**What this task involves**
Count every line where "table" shows up, and give that number only.

━━━━━ Dataset extract ━━━━━

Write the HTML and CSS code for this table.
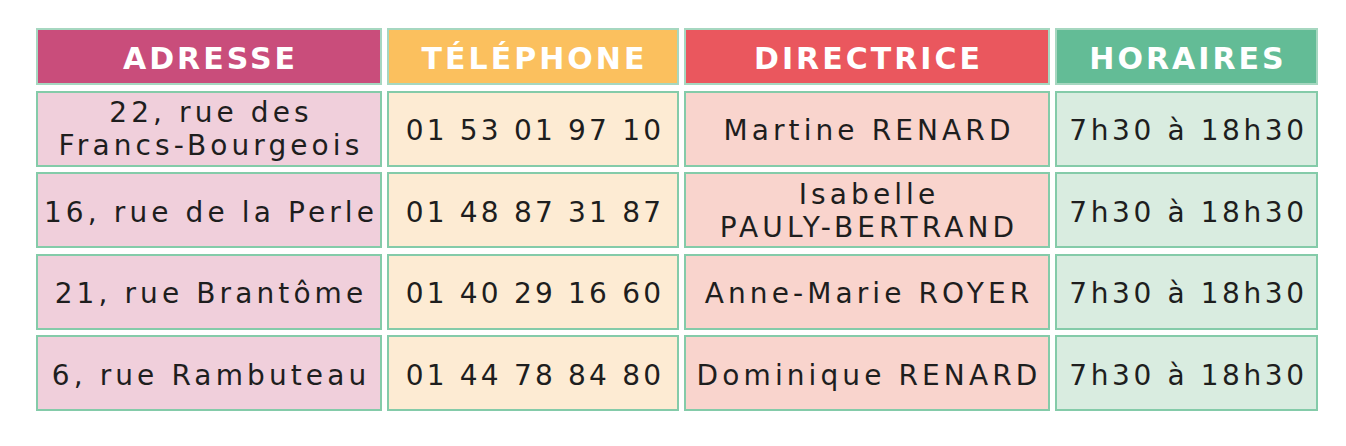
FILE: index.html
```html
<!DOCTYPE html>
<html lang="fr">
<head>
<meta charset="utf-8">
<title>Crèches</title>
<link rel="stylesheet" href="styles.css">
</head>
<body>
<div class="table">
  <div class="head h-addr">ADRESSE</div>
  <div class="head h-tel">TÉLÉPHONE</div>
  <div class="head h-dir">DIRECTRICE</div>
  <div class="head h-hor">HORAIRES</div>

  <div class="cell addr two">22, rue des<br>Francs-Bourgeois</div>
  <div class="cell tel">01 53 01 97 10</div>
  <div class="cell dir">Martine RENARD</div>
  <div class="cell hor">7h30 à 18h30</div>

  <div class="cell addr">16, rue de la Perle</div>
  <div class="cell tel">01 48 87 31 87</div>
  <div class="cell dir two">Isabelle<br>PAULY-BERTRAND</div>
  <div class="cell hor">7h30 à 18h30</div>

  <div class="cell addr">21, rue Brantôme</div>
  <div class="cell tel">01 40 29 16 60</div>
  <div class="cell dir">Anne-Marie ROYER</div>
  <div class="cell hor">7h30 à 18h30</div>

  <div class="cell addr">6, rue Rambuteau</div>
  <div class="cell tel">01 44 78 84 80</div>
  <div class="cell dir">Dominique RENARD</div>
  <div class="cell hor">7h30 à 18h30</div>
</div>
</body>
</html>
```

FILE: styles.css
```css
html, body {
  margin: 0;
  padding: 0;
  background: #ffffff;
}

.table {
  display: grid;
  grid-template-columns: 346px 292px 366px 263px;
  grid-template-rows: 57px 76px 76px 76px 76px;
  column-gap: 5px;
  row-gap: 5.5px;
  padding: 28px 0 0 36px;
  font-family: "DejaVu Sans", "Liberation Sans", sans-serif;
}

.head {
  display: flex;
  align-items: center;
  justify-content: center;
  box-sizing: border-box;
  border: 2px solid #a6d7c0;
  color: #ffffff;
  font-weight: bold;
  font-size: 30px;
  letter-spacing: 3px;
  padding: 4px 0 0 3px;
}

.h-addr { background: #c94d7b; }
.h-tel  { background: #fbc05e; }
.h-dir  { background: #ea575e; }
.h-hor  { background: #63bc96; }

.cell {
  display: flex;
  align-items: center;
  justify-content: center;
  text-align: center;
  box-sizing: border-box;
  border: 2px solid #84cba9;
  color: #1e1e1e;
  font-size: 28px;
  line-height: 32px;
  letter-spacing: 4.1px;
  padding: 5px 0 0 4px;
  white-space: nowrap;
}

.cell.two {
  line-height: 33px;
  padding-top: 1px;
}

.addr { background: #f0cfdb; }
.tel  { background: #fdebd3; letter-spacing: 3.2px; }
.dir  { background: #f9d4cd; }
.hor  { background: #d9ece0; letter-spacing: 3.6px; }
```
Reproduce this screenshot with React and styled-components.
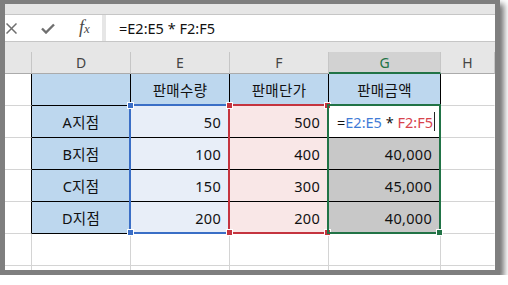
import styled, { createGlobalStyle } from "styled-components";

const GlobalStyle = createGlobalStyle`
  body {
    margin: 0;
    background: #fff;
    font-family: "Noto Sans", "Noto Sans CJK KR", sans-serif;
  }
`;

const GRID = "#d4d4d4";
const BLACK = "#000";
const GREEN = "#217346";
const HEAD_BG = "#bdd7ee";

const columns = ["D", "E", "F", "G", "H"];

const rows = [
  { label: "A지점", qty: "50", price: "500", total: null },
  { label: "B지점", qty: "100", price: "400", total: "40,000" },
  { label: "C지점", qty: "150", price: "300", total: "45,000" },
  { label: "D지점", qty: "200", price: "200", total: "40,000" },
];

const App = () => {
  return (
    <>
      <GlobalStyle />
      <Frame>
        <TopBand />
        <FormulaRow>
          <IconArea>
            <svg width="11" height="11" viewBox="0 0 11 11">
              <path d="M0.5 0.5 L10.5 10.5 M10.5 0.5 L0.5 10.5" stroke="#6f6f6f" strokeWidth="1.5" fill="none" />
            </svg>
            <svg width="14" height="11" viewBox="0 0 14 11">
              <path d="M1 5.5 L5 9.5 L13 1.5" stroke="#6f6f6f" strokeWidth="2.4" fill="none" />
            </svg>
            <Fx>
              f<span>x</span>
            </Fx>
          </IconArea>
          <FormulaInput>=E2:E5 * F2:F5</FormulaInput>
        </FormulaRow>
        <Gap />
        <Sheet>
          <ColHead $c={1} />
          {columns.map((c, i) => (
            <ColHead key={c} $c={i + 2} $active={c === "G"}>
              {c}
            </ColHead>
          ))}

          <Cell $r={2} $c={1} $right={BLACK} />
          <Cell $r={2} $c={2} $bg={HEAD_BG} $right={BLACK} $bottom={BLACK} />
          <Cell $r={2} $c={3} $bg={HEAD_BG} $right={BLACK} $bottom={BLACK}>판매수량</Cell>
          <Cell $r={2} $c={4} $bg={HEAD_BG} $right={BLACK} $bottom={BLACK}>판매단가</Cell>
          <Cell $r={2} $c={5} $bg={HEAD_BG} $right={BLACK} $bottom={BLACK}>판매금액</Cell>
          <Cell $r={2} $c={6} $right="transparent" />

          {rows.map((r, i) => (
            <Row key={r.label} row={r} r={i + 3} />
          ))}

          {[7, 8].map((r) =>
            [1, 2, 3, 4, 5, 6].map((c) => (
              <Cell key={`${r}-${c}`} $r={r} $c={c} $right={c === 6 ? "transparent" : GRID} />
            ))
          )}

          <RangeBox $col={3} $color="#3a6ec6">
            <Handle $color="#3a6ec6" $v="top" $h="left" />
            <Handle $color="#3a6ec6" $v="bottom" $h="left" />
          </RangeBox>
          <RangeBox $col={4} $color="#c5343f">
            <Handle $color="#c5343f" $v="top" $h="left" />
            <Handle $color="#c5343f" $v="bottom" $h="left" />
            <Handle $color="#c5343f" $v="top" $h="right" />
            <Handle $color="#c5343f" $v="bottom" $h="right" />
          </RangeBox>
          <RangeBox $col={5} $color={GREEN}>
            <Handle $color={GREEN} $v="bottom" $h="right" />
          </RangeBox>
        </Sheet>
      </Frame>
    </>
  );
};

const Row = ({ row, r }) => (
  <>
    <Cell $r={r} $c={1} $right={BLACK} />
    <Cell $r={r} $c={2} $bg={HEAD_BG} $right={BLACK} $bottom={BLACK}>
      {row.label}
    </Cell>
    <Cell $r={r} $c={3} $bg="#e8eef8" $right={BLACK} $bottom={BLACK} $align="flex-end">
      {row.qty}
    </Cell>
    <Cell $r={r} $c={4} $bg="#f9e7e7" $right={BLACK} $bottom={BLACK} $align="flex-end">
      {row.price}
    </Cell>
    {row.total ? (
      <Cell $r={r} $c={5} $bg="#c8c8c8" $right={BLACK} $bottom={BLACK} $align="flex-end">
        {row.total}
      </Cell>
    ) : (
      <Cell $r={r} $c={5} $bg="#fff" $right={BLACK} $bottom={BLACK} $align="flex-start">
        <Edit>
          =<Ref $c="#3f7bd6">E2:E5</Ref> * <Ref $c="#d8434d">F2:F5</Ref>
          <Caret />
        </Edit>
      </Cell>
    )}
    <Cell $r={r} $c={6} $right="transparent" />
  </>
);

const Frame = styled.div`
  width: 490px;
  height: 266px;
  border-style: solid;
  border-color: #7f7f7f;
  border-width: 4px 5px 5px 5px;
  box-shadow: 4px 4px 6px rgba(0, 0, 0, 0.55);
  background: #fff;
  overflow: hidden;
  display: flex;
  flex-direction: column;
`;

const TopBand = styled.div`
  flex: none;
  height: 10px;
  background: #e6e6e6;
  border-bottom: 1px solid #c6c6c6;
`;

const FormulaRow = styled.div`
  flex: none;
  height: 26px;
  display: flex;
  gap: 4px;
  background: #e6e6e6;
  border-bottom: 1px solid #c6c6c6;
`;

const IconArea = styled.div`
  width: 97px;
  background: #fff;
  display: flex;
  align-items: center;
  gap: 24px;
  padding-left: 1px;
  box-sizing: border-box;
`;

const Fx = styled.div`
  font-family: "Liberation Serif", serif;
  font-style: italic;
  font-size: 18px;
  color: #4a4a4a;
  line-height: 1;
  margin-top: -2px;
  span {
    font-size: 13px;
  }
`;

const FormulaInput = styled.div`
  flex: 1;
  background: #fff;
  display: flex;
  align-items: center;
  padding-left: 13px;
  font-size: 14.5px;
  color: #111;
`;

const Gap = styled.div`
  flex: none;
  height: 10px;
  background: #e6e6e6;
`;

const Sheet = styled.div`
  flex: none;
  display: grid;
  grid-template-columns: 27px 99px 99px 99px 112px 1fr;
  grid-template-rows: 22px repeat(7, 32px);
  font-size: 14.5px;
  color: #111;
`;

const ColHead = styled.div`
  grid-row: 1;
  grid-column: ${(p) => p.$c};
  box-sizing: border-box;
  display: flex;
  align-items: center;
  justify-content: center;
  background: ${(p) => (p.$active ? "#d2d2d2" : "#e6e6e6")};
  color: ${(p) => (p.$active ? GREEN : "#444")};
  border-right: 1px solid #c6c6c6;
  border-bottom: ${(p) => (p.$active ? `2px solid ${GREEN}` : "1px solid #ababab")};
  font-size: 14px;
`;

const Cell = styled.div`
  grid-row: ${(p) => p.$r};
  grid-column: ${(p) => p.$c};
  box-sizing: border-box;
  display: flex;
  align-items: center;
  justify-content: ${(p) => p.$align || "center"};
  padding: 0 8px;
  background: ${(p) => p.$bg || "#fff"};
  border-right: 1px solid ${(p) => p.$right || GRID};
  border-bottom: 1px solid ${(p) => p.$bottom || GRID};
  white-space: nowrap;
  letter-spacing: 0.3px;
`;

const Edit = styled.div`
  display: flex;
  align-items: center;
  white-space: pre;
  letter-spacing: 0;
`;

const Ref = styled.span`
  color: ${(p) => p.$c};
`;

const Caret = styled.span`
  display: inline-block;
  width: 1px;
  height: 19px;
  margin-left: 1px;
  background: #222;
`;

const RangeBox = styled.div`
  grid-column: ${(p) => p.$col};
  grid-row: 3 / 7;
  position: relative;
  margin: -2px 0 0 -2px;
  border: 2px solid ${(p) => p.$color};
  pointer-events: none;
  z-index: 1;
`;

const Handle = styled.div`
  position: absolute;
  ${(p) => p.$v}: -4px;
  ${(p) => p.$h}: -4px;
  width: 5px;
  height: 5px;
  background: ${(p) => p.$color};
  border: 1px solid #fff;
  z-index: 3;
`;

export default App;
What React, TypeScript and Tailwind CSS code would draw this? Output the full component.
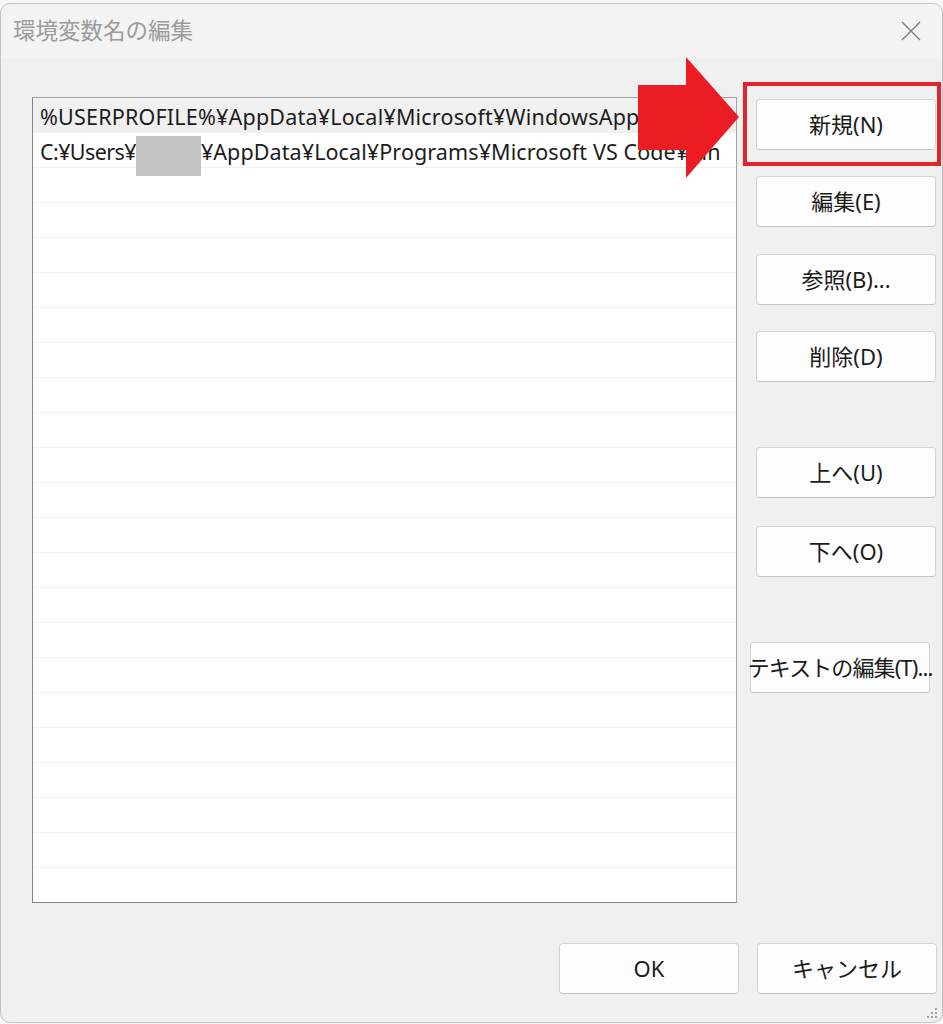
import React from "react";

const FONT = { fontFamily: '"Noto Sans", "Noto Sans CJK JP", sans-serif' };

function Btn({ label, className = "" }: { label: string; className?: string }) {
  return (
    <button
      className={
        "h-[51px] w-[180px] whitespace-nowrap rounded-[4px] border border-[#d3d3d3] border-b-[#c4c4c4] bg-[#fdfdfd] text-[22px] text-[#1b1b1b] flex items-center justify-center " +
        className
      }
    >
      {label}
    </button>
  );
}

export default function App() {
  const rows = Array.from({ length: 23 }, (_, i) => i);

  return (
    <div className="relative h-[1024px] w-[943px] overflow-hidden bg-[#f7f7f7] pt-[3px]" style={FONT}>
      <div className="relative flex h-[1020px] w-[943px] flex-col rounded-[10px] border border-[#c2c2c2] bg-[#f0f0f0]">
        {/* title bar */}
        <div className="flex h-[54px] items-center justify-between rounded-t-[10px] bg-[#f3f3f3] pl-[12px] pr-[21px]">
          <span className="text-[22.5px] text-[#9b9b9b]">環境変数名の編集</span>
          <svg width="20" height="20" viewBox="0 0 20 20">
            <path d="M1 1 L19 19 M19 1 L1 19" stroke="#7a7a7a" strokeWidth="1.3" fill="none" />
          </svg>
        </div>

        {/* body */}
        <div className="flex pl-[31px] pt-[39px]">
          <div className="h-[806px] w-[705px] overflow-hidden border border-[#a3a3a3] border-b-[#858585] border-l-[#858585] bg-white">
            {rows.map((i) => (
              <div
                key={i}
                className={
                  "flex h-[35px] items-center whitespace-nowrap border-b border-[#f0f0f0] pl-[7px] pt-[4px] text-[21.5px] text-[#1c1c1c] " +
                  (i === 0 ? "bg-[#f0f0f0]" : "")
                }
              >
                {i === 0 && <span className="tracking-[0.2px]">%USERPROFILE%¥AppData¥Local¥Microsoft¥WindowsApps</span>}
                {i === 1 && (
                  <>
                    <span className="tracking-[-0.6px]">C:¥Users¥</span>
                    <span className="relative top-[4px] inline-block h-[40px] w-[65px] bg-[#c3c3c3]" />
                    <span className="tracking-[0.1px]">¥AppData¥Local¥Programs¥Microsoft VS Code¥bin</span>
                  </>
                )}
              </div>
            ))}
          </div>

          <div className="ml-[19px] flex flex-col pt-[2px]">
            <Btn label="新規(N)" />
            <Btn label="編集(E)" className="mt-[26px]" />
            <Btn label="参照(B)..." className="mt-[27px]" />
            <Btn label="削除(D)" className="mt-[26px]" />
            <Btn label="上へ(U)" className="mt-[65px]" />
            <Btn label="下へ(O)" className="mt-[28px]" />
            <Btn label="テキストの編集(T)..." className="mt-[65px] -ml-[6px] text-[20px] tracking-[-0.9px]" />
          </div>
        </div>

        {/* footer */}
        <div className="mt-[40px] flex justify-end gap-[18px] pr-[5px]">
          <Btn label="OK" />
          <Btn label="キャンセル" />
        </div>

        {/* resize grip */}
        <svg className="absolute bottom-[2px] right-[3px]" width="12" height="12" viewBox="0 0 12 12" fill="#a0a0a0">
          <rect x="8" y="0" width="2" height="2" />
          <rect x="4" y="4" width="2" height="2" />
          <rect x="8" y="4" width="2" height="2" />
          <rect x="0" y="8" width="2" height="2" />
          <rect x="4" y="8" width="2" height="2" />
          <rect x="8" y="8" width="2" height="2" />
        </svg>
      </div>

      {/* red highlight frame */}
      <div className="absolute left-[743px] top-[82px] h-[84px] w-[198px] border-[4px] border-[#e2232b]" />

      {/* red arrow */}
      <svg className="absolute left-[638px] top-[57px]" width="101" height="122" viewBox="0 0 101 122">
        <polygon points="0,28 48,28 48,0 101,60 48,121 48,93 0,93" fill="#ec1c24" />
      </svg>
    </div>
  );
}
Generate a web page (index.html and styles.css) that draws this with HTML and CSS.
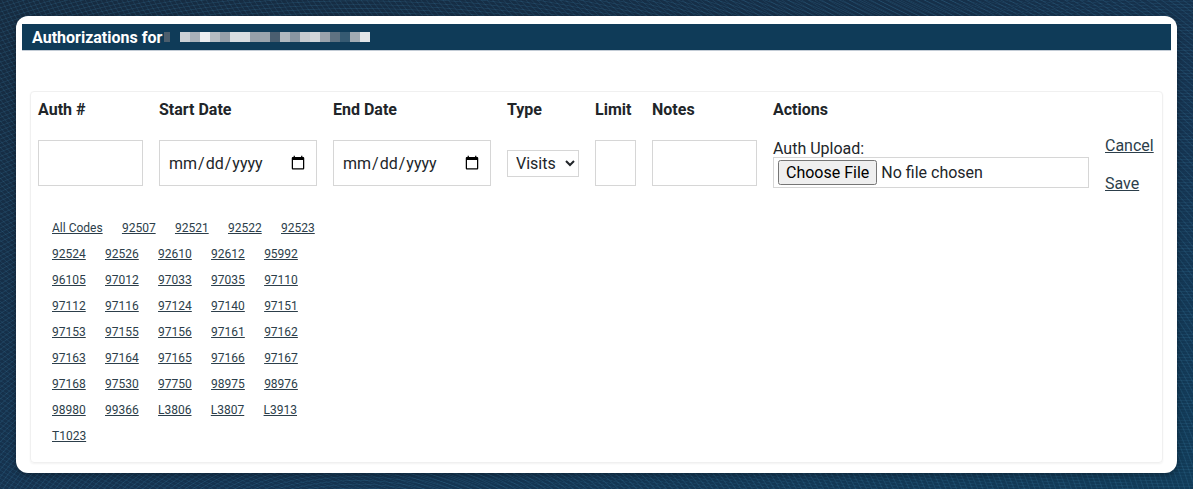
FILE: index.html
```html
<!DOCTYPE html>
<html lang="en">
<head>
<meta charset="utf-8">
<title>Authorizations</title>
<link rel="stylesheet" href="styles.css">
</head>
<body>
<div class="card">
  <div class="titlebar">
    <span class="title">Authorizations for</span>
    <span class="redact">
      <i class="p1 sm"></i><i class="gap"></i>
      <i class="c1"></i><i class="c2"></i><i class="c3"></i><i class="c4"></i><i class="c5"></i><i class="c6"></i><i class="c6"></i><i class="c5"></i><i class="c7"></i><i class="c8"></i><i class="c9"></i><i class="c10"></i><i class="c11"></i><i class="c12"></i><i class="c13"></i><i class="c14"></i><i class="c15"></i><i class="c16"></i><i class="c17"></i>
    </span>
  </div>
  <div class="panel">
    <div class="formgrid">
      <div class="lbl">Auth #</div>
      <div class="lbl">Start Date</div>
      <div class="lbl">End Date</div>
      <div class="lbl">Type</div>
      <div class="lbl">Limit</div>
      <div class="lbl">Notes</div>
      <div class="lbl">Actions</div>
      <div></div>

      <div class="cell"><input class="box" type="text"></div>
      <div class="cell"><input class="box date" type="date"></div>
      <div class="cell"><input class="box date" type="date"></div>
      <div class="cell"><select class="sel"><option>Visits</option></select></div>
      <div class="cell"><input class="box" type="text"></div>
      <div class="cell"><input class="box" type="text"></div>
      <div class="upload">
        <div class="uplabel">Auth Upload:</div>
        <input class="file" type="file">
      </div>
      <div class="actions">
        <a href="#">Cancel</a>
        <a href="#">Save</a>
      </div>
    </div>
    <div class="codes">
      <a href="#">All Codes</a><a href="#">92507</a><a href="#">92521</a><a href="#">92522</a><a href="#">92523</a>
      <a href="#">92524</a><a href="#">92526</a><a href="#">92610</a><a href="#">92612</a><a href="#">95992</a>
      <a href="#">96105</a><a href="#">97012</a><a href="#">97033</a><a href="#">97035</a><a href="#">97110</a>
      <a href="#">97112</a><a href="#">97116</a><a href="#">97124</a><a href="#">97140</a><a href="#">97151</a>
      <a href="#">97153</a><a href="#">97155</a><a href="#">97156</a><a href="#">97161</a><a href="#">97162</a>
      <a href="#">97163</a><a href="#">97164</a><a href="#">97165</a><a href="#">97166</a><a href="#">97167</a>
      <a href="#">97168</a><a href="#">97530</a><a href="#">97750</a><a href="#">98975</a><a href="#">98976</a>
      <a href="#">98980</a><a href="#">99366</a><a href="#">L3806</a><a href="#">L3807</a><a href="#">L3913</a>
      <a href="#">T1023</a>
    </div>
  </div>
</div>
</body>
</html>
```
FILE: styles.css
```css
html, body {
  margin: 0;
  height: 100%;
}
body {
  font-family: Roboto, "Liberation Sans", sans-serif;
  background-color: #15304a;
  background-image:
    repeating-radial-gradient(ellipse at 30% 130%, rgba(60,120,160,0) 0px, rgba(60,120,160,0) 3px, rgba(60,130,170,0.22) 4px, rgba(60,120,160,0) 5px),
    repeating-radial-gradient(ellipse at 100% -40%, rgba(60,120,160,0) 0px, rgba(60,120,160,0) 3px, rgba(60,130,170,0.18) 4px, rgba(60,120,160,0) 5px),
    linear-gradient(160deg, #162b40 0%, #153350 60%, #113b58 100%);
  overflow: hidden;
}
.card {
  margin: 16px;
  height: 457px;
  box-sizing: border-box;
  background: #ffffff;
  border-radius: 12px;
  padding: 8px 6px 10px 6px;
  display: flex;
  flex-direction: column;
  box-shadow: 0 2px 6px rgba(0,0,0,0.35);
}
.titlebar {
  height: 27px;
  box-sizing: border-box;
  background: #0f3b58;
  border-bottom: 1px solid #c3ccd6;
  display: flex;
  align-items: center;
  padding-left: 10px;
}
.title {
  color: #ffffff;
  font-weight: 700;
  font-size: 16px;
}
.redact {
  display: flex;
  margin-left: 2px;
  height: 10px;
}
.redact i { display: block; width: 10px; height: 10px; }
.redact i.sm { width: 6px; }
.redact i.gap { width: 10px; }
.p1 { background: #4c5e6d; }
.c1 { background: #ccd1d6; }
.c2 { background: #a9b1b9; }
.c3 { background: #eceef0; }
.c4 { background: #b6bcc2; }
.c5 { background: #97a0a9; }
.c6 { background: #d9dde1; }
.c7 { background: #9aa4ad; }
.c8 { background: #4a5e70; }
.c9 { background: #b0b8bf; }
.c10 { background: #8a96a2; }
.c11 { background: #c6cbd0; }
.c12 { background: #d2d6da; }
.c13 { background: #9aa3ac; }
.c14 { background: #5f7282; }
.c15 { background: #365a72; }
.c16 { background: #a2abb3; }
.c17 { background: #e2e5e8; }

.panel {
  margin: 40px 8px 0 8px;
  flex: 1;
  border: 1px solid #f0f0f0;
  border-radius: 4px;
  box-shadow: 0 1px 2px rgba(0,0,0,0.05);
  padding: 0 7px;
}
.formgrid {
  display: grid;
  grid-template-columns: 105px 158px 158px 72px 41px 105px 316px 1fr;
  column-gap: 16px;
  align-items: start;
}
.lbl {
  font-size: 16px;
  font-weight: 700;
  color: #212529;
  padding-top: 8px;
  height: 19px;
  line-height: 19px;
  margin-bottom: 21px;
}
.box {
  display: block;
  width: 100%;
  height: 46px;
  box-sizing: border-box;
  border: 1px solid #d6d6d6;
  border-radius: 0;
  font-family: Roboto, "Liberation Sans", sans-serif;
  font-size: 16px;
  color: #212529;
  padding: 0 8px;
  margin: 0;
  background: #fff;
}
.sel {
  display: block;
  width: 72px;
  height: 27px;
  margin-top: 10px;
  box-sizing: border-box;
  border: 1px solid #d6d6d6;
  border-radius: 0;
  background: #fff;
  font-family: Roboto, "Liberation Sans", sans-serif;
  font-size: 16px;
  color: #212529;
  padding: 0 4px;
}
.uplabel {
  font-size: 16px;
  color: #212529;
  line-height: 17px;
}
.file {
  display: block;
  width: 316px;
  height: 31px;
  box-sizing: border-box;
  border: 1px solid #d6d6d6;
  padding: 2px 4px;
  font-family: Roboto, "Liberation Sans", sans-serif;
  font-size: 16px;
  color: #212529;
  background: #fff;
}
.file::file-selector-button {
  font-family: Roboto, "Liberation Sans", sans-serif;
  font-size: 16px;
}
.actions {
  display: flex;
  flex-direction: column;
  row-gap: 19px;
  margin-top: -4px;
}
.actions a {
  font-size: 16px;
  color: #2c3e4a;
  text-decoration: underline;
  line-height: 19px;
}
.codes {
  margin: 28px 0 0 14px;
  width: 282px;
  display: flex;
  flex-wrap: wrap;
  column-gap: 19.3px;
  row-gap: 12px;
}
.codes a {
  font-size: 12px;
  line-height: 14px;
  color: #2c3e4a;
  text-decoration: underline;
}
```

━━━━━

**Task response**
3